LINES OF THOUGHT ACROSS SOUTHEAST ASIA
Flight MH370

Search for missing flight to continue until June

Malaysia says there is still hope of finding the wreckage of lost flight MH370, as fourth anniversary of the plane’s disappearance looms

March 5, 2018
Search for missing flight to continue until June
A relative of a victim of Malaysian Airlines flight MH370 holds a candle for a silent prayer during a remembrance ceremony to mark the fourth anniversary of the plane's disappearance, in Kuala Lumpur, Malaysia Photo: Fazry Ismail/EPA-EFE

Two months into a new MH370 search operation conducted by a US company, a Malaysian official has given new hope to families of passengers by announcing that the search is going smoothly and will likely end in June.
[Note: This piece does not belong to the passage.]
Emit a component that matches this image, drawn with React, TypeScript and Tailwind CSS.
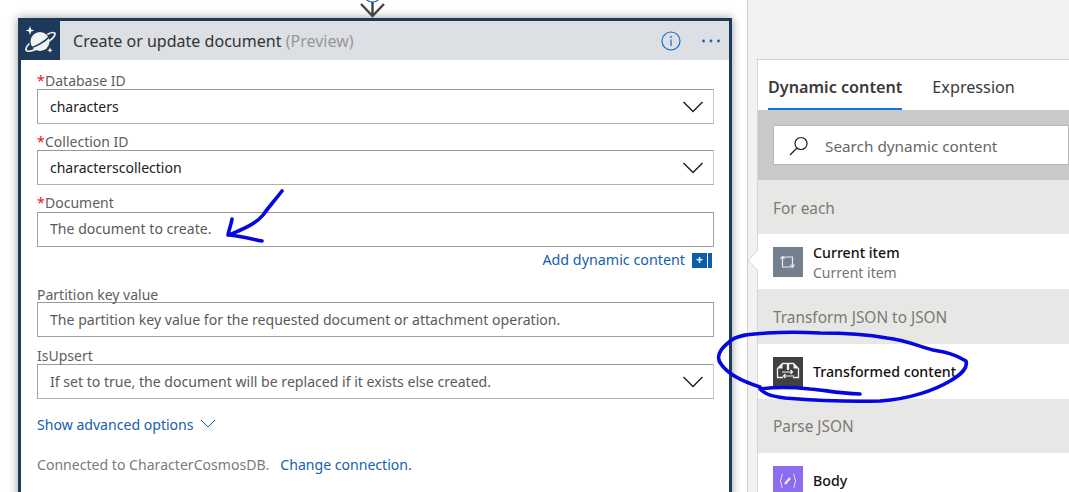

The Texas-based exploration firm Ocean Infinity began its search for the missing plane on 22 January, a year after the Malaysian, Australian and Chinese governments called off their official search in the southern Indian Ocean.

Operating on a “no find, no fee” basis, Ocean Infinity has 90 days to look for the plane in a 25,000 square kilometre search area. Malaysia’s civil aviation chief Azharuddin Abdul Rahman said on the weekend, however, that only days spent actively searching would be included in the agreed 90-day search period, and that the mission would therefore likely extend beyond the initial 90-day period.

“The whole world, including the next of kin, have [new] hope to find the plane for closure,” Azharuddin told reporters on the weekend at an event in Kuala Lumpur to commemorate the fourth anniversary of the plane’s disappearance. “For the aviation world, we want to know what exactly happened to the plane.”

Should Ocean Infinity be successful in its mission, it will be paid according to the size of the search area. Malaysia has said it will pay $20m for 5,000 square kilometres searched, $30m for 15,000 square kilometres, $50m for 25,000 square kilometres, and $70m if the plane or flight recorders are found beyond the designated search area.

But while Azharuddin has said that it is too early to say that the latest search will fail to recover the missing plane, experts remain doubtful about the mission’s chances of success.

Leading international air crash investigator Larry Vance told The Australian that the operation would continue to come up empty because it was based on the same theories underpinning the Australian Transport Safety Bureau’s failed underwater search operation, which lasted for 1,046 days and cost $157m.
Vance and many senior air pilots believe that MH370 pilot Captain Zaharie Ahmad Shah hijacked his own aircraft and flew it until it ran out of fuel and crashed.

The plane disappeared on 8 March 2014 while flying from Kuala Lumpur to Beijing. The majority of its 239 passengers were Chinese citizens returning home.
Jiang Hui of China, whose mother was on board the plane, told Associated Press that he was grateful for Ocean Infinity’s efforts and that he hoped the search would continue even if the latest mission ended in failure.

“Without a search, there will be no truth,” he said.